Short problem ::
Skip the pictures. Set down, word for word, the lines from the start of the material up to and including the line with "ID : 26</div>".

● ● ● ● ● ● ●

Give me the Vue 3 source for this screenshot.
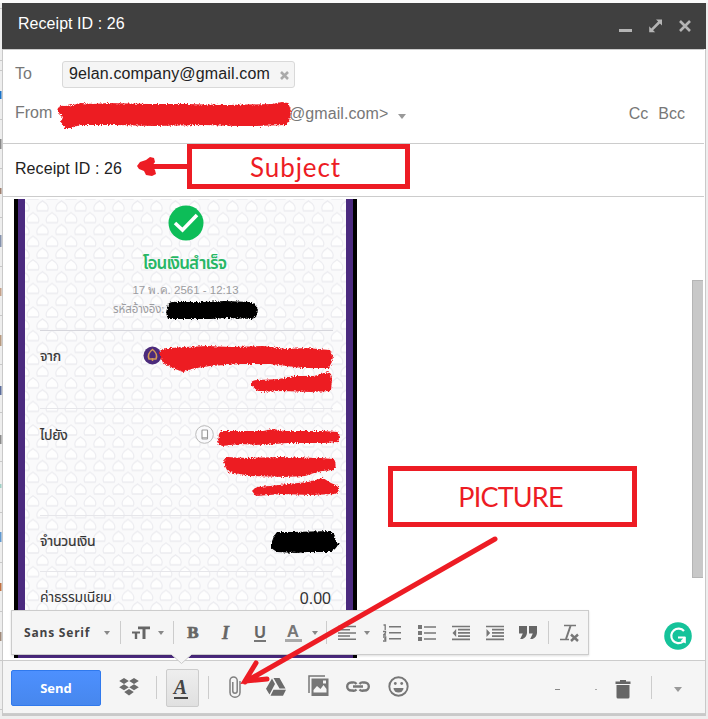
<script setup>
const rowLines = [8, 60, 70, 119, 168, 217, 266, 315, 364, 412, 461, 512, 562, 611, 660, 709]
const slivers = [
  { y: 91, h: 8, c: '#1a73c8' }, { y: 139, h: 10, c: '#8a8a8a' }, { y: 188, h: 6, c: '#a08070' },
  { y: 235, h: 12, c: '#8592ad' }, { y: 288, h: 8, c: '#c5a18a' }, { y: 335, h: 11, c: '#b79a80' },
  { y: 386, h: 9, c: '#5b6c9b' }, { y: 435, h: 9, c: '#8a8a8a' }, { y: 484, h: 4, c: '#9fd0c5' },
  { y: 532, h: 10, c: '#5f98d0' }, { y: 583, h: 8, c: '#c07040' }, { y: 632, h: 9, c: '#a08a7a' }
]
</script>

<template>
  <div class="page">
    <svg class="behind" width="3" height="719">
      <rect v-for="y in rowLines" :key="y" x="0" :y="y" width="3" height="1" fill="#c8c8c8" />
      <rect v-for="s in slivers" :key="'s' + s.y" x="0" :y="s.y" width="1.5" :height="s.h" :fill="s.c" />
    </svg>
    <section class="window">
      <header class="titlebar">
        <span class="title">Receipt ID : 26</span>
        <svg class="controls" width="80" height="20" viewBox="0 0 80 20">
          <rect x="4" y="13" width="13" height="3" fill="#b5b5b5" />
          <path d="M41 3.500h6v6l-2.100-2.100-6.800 6.800 2.100 2.100h-6v-6l2.100 2.100 6.800-6.800z" fill="#b5b5b5" />
          <path d="M65 5l10 10M75 5L65 15" stroke="#b5b5b5" stroke-width="2.600" />
        </svg>
      </header>

      <div class="recipients">
        <div class="to">
          <span class="label">To</span>
          <span class="chip"><span class="addr">9elan.company@gmail.com</span>
            <svg width="9" height="9" viewBox="0 0 9 9"><path d="M1 1l7 7M8 1L1 8" stroke="#aaa" stroke-width="2.6" /></svg>
          </span>
        </div>
        <div class="from">
          <span class="label">From</span>
          <span class="domain">@gmail.com&gt;</span>
          <i class="caret big"></i>
          <span class="cc">Cc</span><span class="bcc">Bcc</span>
        </div>
      </div>
      <div class="subject">Receipt ID : 26</div>

      <div class="body">
        <div class="phone">
          <div class="receipt">
            <svg class="pattern" width="321" height="456">
              <defs>
                <pattern id="leaves" width="19" height="23.6" patternUnits="userSpaceOnUse" x="8" y="1">
                  <g fill="#fefefe" stroke="#ececf0" stroke-width="1.3">
                    <path d="M9.500 .8C5 3.500 2.500 7.500 4.300 10.800h10.400C16.500 7.500 14 3.500 9.500 .8z" />
                    <path d="M0 12.600C-4.500 15.300-7 19.300-5.200 22.600h10.400C7 19.300 4.500 15.300 0 12.600zM19 12.600c-4.500 2.700-7 6.700-5.200 10h10.400C26 19.300 23.500 15.300 19 12.600z" />
                  </g>
                </pattern>
              </defs>
              <rect width="321" height="456" fill="#fafafb" />
              <rect width="321" height="456" fill="url(#leaves)" />
            </svg>
            <div class="slip">
              <svg class="check" width="36" height="36" viewBox="0 0 36 36">
                <circle cx="18" cy="18" r="17.5" fill="#0dbd58" />
                <path d="M7 18l7.500 7L29 10" fill="none" stroke="#fff" stroke-width="3.6" />
              </svg>
              <div class="done">โอนเงินสำเร็จ</div>
              <div class="date">17 พ.ค. 2561 - 12:13</div>
              <div class="ref">รหัสอ้างอิง:</div>
              <div class="row sender">
                <span>จาก</span>
                <svg width="19" height="19" viewBox="0 0 19 19">
                  <circle cx="9.500" cy="9.500" r="9" fill="#4b2a7b" />
                  <path d="M9.500 3.500c-4 3-5 6-3.500 9.500h7c1.500-3.500.5-6.500-3.500-9.500zM9.500 12v3" fill="none" stroke="#d39a55" stroke-width="1.500" />
                </svg>
              </div>
              <div class="row receiver">
                <span>ไปยัง</span>
                <svg width="19" height="19" viewBox="0 0 19 19">
                  <circle cx="9.500" cy="9.500" r="8.800" fill="#fafafc" stroke="#bbb" />
                  <rect x="7" y="5" width="5.500" height="9" rx=".6" fill="#fff" stroke="#999" stroke-width="1.100" />
                  <path d="M7 12.800h5.500" stroke="#999" />
                </svg>
              </div>
              <div class="row amount"><span>จำนวนเงิน</span></div>
              <div class="row fee"><span>ค่าธรรมเนียม</span><b>0.00</b></div>
            </div>
          </div>
        </div>
        <div class="track"><div class="thumb"></div></div>
      </div>

      <footer class="actions">
        <button class="send">Send</button>
        <svg width="20" height="18" viewBox="0 0 20 18" fill="#6b6b6b">
          <path d="M5 0l4.800 3L5 6 .2 3zM15 0l4.800 3L15 6l-4.800-3zM5 6.300l4.800 3-4.800 3-4.800-3zM15 6.300l4.800 3-4.800 3-4.800-3zM10 11l4.800 3L10 17.500 5.200 14z" />
        </svg>
        <i class="sep"></i>
        <span class="textmode"><span>A</span></span>
        <i class="sep"></i>
        <svg width="12" height="22" viewBox="0 0 12 22" fill="none" stroke="#808080" stroke-width="1.500">
          <path d="M11 5v11.500a5 4.700 0 01-10 0V4.500a3.600 3.600 0 017.200 0V15a2.200 2.200 0 01-4.400 0V6" />
        </svg>
        <svg width="20" height="18" viewBox="0 0 20 18" fill="#6b6b6b">
          <path d="M6 .5L9 6 3.500 16.500 0 10.700zM7.500 0h6l6 10.500H13.500zM7.500 11.700H20L17 17.700H4.500z" />
        </svg>
        <svg class="photo" width="21" height="22" viewBox="0 0 21 22">
          <path d="M1 18V1h16" fill="none" stroke="#777" stroke-width="1.500" />
          <path fill-rule="evenodd" d="M3.500 3.500h17v17.500h-17zM5.500 17.500h13v-3.500l-3-4-3 4-3.500-3-3.500 4zM15 5.500v3h3v-3z" fill="#777" />
        </svg>
        <svg class="link" width="24" height="11" viewBox="0 0 24 11" fill="none" stroke="#777" stroke-width="2.400">
          <path d="M10.500 8.500A4 4 0 016.500 9.500H5.200a4 4 0 010-8h1.300a4 4 0 014 1.500M13.500 8.500a4 4 0 004 1h1.300a4 4 0 000-8h-1.300a4 4 0 00-4 1.500M7 5.500h10" />
        </svg>
        <svg class="smile" width="21" height="21" viewBox="0 0 21 21">
          <circle cx="10.500" cy="10.500" r="9.200" fill="none" stroke="#777" stroke-width="1.900" />
          <path d="M5.500 12a5 4.500 0 0010 0z" fill="#777" /><circle cx="7.300" cy="7.500" r="1.400" fill="#777" /><circle cx="13.700" cy="7.500" r="1.400" fill="#777" />
        </svg>
        <i></i>
        <i class="dash"></i>
        <i class="dash dot"></i>
        <svg class="trash" width="16" height="20" viewBox="0 0 16 20" fill="#666">
          <path d="M.5 2.500h4.500V1h6v1.500h4.500V5H.5zM1.500 6h13v12q0 1.500-1.500 1.500H3Q1.500 19.500 1.500 18z" />
        </svg>
        <i class="sep"></i>
        <i class="caret big"></i>
      </footer>
    </section>

    <div class="format">
      <span class="font">Sans Serif</span>
      <i class="caret"></i><i class="sep"></i>
      <svg width="18" height="14" viewBox="0 0 18 14" fill="#666"><path d="M6 .5h12v2.700h-4.500V13h-3V3.200H6zM0 5.500h8V7.500H5.200V13H2.800V7.500H0z" /></svg>
      <i class="caret"></i><i class="sep"></i>
      <span class="glyph bold">B</span>
      <span class="glyph ital">I</span>
      <span class="glyph under">U</span>
      <span class="glyph color">A</span>
      <i class="caret"></i><i class="sep"></i>
      <svg width="18" height="16" viewBox="0 0 18 16" stroke="#777" stroke-width="1.500"><path d="M0 1.500h18M0 4.700h12M0 7.900h18M0 11.100h12M0 14.300h18" /></svg>
      <i class="caret"></i>
      <svg width="18" height="18" viewBox="0 0 18 18" fill="#777">
        <path d="M6 2h12v1.600H6zM6 8h12v1.600H6zM6 14h12v1.600H6z" />
        <path d="M.5 1h1.700v5M0 7.500h2.500v1.500L.5 11h2.500M0 13h2.700v4H0M1 15h1.700" fill="none" stroke="#777" stroke-width="1.300" />
      </svg>
      <svg width="18" height="16" viewBox="0 0 18 16" fill="#777"><path d="M0 0h4v4H0zM0 6h4v4H0zM0 12h4v4H0zM6 1.200h12v1.600H6zM6 7.200h12v1.600H6zM6 13.200h12v1.600H6z" /></svg>
      <svg width="18" height="16" viewBox="0 0 18 16"><path d="M0 1.500h18M6 4.700h12M6 7.900h12M6 11.100h12M0 14.300h18" stroke="#777" stroke-width="1.700" /><path d="M4.200 4v8L.5 8z" fill="#777" /></svg>
      <svg width="18" height="16" viewBox="0 0 18 16"><path d="M0 1.500h18M6 4.700h12M6 7.900h12M6 11.100h12M0 14.300h18" stroke="#777" stroke-width="1.700" /><path d="M.5 4v8l3.700-4z" fill="#777" /></svg>
      <svg width="18" height="14" viewBox="0 0 18 14" fill="#666"><path d="M0 0h8v7q-.5 4.500-4.500 6H1.200L3.800 7.500H0zM10 0h8v7q-.5 4.500-4.500 6h-2.300l2.600-5.500H10z" /></svg>
      <i class="sep"></i>
      <svg width="19" height="18" viewBox="0 0 19 18" fill="none" stroke="#777"><path d="M4 1.500h12M0 15.500h9" stroke-width="1.700" /><path d="M10.500 2L6 15" stroke-width="2" /><path d="M11 10.500l7 6.500M18 10.500L11 17" stroke-width="2.400" /></svg>
    </div>
    <svg class="notch" width="22" height="11" viewBox="0 0 22 11"><path d="M0 0l10.500 9.500L21 0z" fill="#f5f5f5" /><path d="M1 1l9.500 8.500L20 1" fill="none" stroke="#ccc" /></svg>

    <svg class="helper" width="28" height="28" viewBox="0 0 28 28">
      <circle cx="14" cy="14" r="13.800" fill="#15c39a" />
      <path d="M20 9a7.300 7.300 0 10-1 10.700M14 15.500h6v5" fill="none" stroke="#fff" stroke-width="2.200" />
      <path d="M21.800 14.500v7l-5-3z" fill="#fff" />
    </svg>

    <svg class="ink" width="708" height="719">
      <defs>
        <filter id="rough" x="-5%" y="-30%" width="110%" height="160%">
          <feTurbulence type="fractalNoise" baseFrequency=".7" numOctaves="2" seed="4" />
          <feDisplacementMap in="SourceGraphic" scale="4" xChannelSelector="R" yChannelSelector="G" />
        </filter>
      </defs>
      <g filter="url(#rough)" fill="#ed1c24">
        <path d="M57 111q1-6 8-5l8-1 8-2 13 1 14-1 40 1 38 0 40 1 46-1 10-2 6 1 3 7-2 12-3 3-30 1-18 0-34-1-50 1-38-1-36 0-9 3-6 0-4-6 2-5z" />
        <path d="M159 353q1-5 11-5l15-1 22-1 25 1 31-1 23 3 20-1 24 2 3 6-2 9-3 3-26 0-31-4-30 0-31 2-18 3-9 3-8-3-12-6z" />
        <path d="M251 385q-1-5 7-5l22-1 14-3 20 0 14-4 3 2 1 5-1 12-20 1-29-1-23 1z" />
        <path d="M219 434l2-3 15 0 27 0 10-2 12 2 38 0 15 1 2 4-2 6-14 1-36 0-26 2-22-1-18 2-4-3z" />
        <path d="M223 462l4-5 20 1 34-1 40 1 13 1 2 5-2 6-12 1-17 5-20 1-35-1-22-4z" />
        <path d="M252 491l4-4 14-1 18-2 20-2 15-4 8 5 7 3 1 6-4 2-25 1-28-1-26 2z" />
      </g>
      <g filter="url(#rough)">
        <path d="M168 304q3-3 10-2l24 0 23-1 25 1 5 2 3 6-2 7-4 2-25-1-16 1-35 0-8 0-2-6z" />
        <path d="M271 544l3-8 3-4 15 0 38-1 4 3 2 7 3 3-4 5-4 3-24 0-10 1-20-1-6-4z" />
      </g>
      <g fill="none" stroke="#ed1c24" stroke-width="5" stroke-linecap="round">
        <path d="M190 166.500h-44" />
        <path d="M495 539L245 682M256 663l-11 18 22-2" />
      </g>
      <path d="M137 166l3-4 6-2 4-3 4 1 1 4-3 4 3 4 1 4-4 2-6-1-2-4-5-2z" fill="#ed1c24" />
    </svg>
    <div class="note subj"><span>Subject</span></div>
    <div class="note pict"><span>PICTURE</span></div>
  </div>
</template>

<style>
body { margin: 0; background: #f1f1f1; overflow: hidden; }
</style>
<style scoped>
* { box-sizing: border-box; }
svg { display: block; flex: none; }
.page { position: relative; width: 708px; height: 719px; padding: 3px 2px 0 2px; background: linear-gradient(#fafafa 3px, #eee 3px); font-family: "Liberation Sans", Arial, sans-serif; font-size: 16px; overflow: hidden; }
.behind { position: absolute; left: 0; top: 0; }
.window { position: relative; width: 704px; height: 713px; background: #fff; border: 1px solid #c9c9c9; border-width: 0 1px 2px 1px; display: flex; flex-direction: column; }
.titlebar { height: 46px; margin: 0 -1px; background: #404040; display: flex; align-items: flex-start; justify-content: space-between; padding: 11px 11px 0 16px; color: #fff; }
.title { line-height: 19px; letter-spacing: .05px; }
.controls { margin-top: 2px; }
.recipients { height: 95px; border-top: 1px solid #ccc; border-bottom: 1px solid #ccc; color: #777; width: 701px; }
.to { display: flex; padding: 11px 0 0 12px; height: 50px; }
.label { width: 47px; line-height: 26px; }
.chip { display: flex; align-items: center; justify-content: space-between; width: 233px; height: 27px; padding: 0 5px 0 6px; border: 1px solid #d9d9d9; border-radius: 3px; background: #f5f5f5; color: #222; }
.addr { letter-spacing: .14px; margin-top: -2px; }
.chip svg { margin-top: 2px; }
.from { display: flex; align-items: center; height: 27px; padding-left: 12px; }
.from .label { margin-top: -2px; width: 274px; }
.domain { letter-spacing: .08px; }
.from .caret { margin: 5px 0 0 10px; }
.cc { margin-left: auto; }
.bcc { margin: 0 19px 0 10px; }
.caret { width: 0; height: 0; border: 3px solid transparent; border-top: 4px solid #888; border-bottom: 0; }
.caret.big { border-width: 5px 4.500px 0; border-top-color: #999; }
.subject { height: 53px; width: 701px; line-height: 49px; padding-left: 12px; letter-spacing: .07px; color: #222; border-bottom: 1px solid #ccc; }
.body { display: flex; justify-content: space-between; height: 463px; padding: 2px 2px 0 11px; }
.phone { width: 343px; height: 459px; background: #000; padding: 0 4px; }
.receipt { position: relative; height: 459px; background: #4b2a7f; padding: 0 7px 3px; }
.pattern { position: absolute; left: 7px; top: 0; }
.slip { position: relative; height: 456px; width: 321px; font-family: "Noto Sans Thai", "Noto Sans", "Liberation Sans", sans-serif; display: flex; flex-direction: column; padding: 6px 13px 0 15px; }
.check { align-self: center; margin-right: 2px; }
.done { margin: 10px 4px 0 0; height: 26px; line-height: 26px; text-align: center; font-size: 17px; letter-spacing: -.85px; font-weight: 600; color: #27b765; }
.date { margin: 4px 2px 0 0; height: 18px; line-height: 18px; text-align: center; font-size: 11.500px; color: #9c9ca0; font-family: "Liberation Sans", sans-serif; }
.ref { height: 32px; line-height: 22px; padding-left: 73px; font-size: 11.500px; letter-spacing: -.1px; color: #9c9ca0; border-bottom: 1px solid #d6d6dc; }
.row { display: flex; justify-content: space-between; font-size: 14px; color: #333; line-height: 20px; border-bottom: 1px solid #e6e6ea; -webkit-text-stroke: .2px #333; }
.row span { letter-spacing: -.2px; }
.sender { height: 78px; padding-top: 16px; }
.sender svg { margin: -1px 171px 0 0; }
.receiver { height: 107px; padding-top: 17px; }
.receiver svg { margin: -1px 119px 0 0; }
.amount { height: 56px; padding-top: 16px; }
.fee { padding-top: 16px; border: 0; -webkit-text-stroke-width: 0; }
.fee b { font: 16px/22px "Liberation Sans", sans-serif; margin-right: 2px; }
.track { width: 11px; padding-top: 81px; }
.thumb { height: 298px; background: #c8c8c8; border: 1px solid #b5b5b5; border-width: 1px 0 1px 1px; }
.actions { height: 54px; width: 702px; background: #f5f5f5; border-top: 1px solid #ccc; border-bottom: 1px solid #ccc; padding-left: 8px; display: grid; align-items: center; justify-items: center; grid-template-columns: 90px 55px 1px 51px 1px 51px 32px 52px 28px 53px 1fr 40px 38px 15px 21px 1px 53px; }
.actions .sep:nth-last-child(2) { grid-column: 16; }
.actions .caret { grid-column: 17; margin: 4px 2px 0 0; }
.photo, .link, .smile { margin-top: -2px; }
.trash { margin-top: 3px; }
.send { width: 90px; height: 36px; margin-top: 2px; border: 1px solid #3079ed; border-radius: 2px; background: linear-gradient(#4d90fe, #4787ed); color: #fff; font: bold 13px "Open Sans", sans-serif; }
.sep { width: 1px; height: 23px; background: #ccc; }
.textmode { width: 33px; height: 38px; margin-top: 1px; border: 1px solid #ccc; border-radius: 2px; background: linear-gradient(#eee, #e0e0e0); display: flex; justify-content: center; }
.textmode span { font: italic bold 20px/19px "Liberation Serif", serif; color: #444; height: 21px; width: 14px; margin: 8px 4px 0 0; border-bottom: 2px solid #444; text-align: center; }
.dash { width: 5px; height: 1px; background: #888; margin-top: 4px; }
.dot { width: 2px; background: #aaa; }
.format { position: absolute; left: 11px; top: 610px; width: 578px; height: 45px; background: #f5f5f5; border: 1px solid #ccc; box-shadow: 0 1px 2px #0002; display: grid; align-items: center; justify-items: center; padding-left: 12px; grid-template-columns: 76px 14px 12px 29px 12px 12px 28px 37px 32px 34px 10px 13px 27px 14px 35px 35px 34px 33px 34px 7px 34px; }
.font { justify-self: start; font: bold 12px "Open Sans", sans-serif; letter-spacing: .8px; color: #444; white-space: nowrap; }
.glyph { color: #666; font: bold 17px/18px "Liberation Serif", serif; }
.bold { font-weight: 900; -webkit-text-stroke: .7px #666; }
.ital { font-style: italic; font-size: 18px; -webkit-text-stroke: .4px #666; }
.under { font: bold 16px/15px "Liberation Sans", sans-serif; border-bottom: 2px solid #777; height: 17px; margin-top: 2px; }
.color { font: bold 17px/15px "Liberation Sans", sans-serif; color: #777; width: 17px; text-align: center; height: 18px; border-bottom: 3px solid #aaa; }
.notch { position: absolute; left: 171px; top: 654px; }
.helper { position: absolute; left: 664px; top: 622px; }
.ink { position: absolute; left: 0; top: 0; }
.note { position: absolute; border: 5px solid #ed1c24; background: #fff; color: #ed1c24; font-family: Lato, sans-serif; display: flex; align-items: center; justify-content: center; }
.subj { left: 187px; top: 144px; width: 223px; height: 45px; font-size: 26px; letter-spacing: .9px; padding-right: 6px; }
.pict { left: 388px; top: 466px; width: 249px; height: 61px; font-size: 27px; letter-spacing: -.8px; padding-right: 4px; }
</style>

● ● ● ● ● ● ●

Exercise solution ::
Give me the Vue 3 source for this screenshot.
<script setup>
const rowLines = [8, 60, 70, 119, 168, 217, 266, 315, 364, 412, 461, 512, 562, 611, 660, 709]
const slivers = [
  { y: 91, h: 8, c: '#1a73c8' }, { y: 139, h: 10, c: '#8a8a8a' }, { y: 188, h: 6, c: '#a08070' },
  { y: 235, h: 12, c: '#8592ad' }, { y: 288, h: 8, c: '#c5a18a' }, { y: 335, h: 11, c: '#b79a80' },
  { y: 386, h: 9, c: '#5b6c9b' }, { y: 435, h: 9, c: '#8a8a8a' }, { y: 484, h: 4, c: '#9fd0c5' },
  { y: 532, h: 10, c: '#5f98d0' }, { y: 583, h: 8, c: '#c07040' }, { y: 632, h: 9, c: '#a08a7a' }
]
</script>

<template>
  <div class="page">
    <svg class="behind" width="3" height="719">
      <rect v-for="y in rowLines" :key="y" x="0" :y="y" width="3" height="1" fill="#c8c8c8" />
      <rect v-for="s in slivers" :key="'s' + s.y" x="0" :y="s.y" width="1.5" :height="s.h" :fill="s.c" />
    </svg>
    <section class="window">
      <header class="titlebar">
        <span class="title">Receipt ID : 26</span>
        <svg class="controls" width="80" height="20" viewBox="0 0 80 20">
          <rect x="4" y="13" width="13" height="3" fill="#b5b5b5" />
          <path d="M41 3.500h6v6l-2.100-2.100-6.800 6.800 2.100 2.100h-6v-6l2.100 2.100 6.800-6.800z" fill="#b5b5b5" />
          <path d="M65 5l10 10M75 5L65 15" stroke="#b5b5b5" stroke-width="2.600" />
        </svg>
      </header>

      <div class="recipients">
        <div class="to">
          <span class="label">To</span>
          <span class="chip"><span class="addr">9elan.company@gmail.com</span>
            <svg width="9" height="9" viewBox="0 0 9 9"><path d="M1 1l7 7M8 1L1 8" stroke="#aaa" stroke-width="2.6" /></svg>
          </span>
        </div>
        <div class="from">
          <span class="label">From</span>
          <span class="domain">@gmail.com&gt;</span>
          <i class="caret big"></i>
          <span class="cc">Cc</span><span class="bcc">Bcc</span>
        </div>
      </div>
      <div class="subject">Receipt ID : 26</div>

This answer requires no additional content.